Es gibt einen sicheren Weg, um die Glaubwürdigkeit der Kirche in eurem Land zu stärken, und er sollte nicht mißachtet werden. Ihr gehört ja tatsächlich zu einem System kommunizierender Röhren, auch wenn ihr innerhalb dieses Systems ohne Zweifel ein besonders ehrwürdiges, besonders Wichtiges und einflußreiches Element seid. Das bringt zahlreiche Pflichten mit sich! Der Weg in die Zukunft der Kirche in Frankreich der Weg zur großen Bekehrung, deren Notwendigkeit Bischöfe, Priester und Gläubige verspüren führt über die Bejahung dieser Pflichten.

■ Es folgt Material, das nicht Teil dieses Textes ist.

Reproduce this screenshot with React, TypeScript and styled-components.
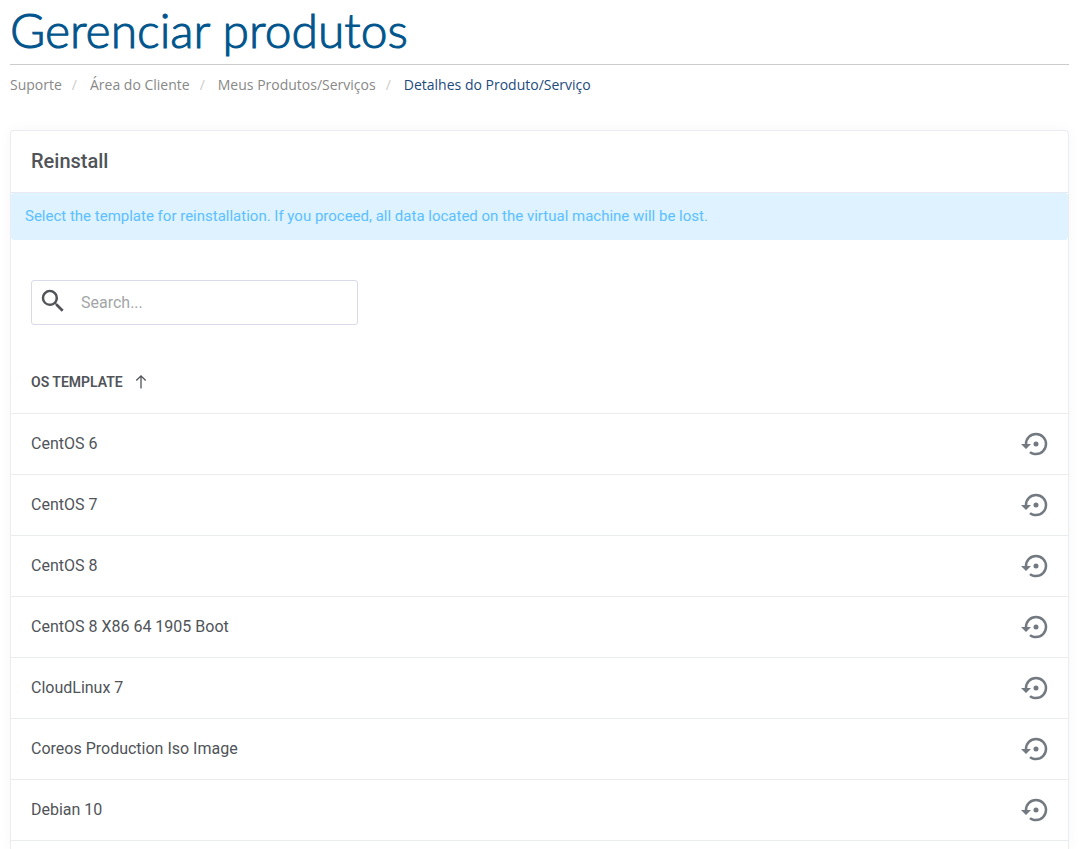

Aber bleibt euch angesichts des Neins der Vielen, angesichts der Hoffnungslosigkeit, die infolge zahlreicher geschichtlicher Schicksalsschläge das geistige Antlitz unserer zeitgenössischen Gesellschaft formt, nicht immer noch jenes starke Gerüst des Evangeliums und der Heiligkeit, das ein besonderes Erbe der Kirche in Frankreich ist?

Gehört das Christentum nicht wesentlich zum Genius eurer Nation?

Ist Frankreich nicht immer noch "die erstgeborene Tochter der Kirche"?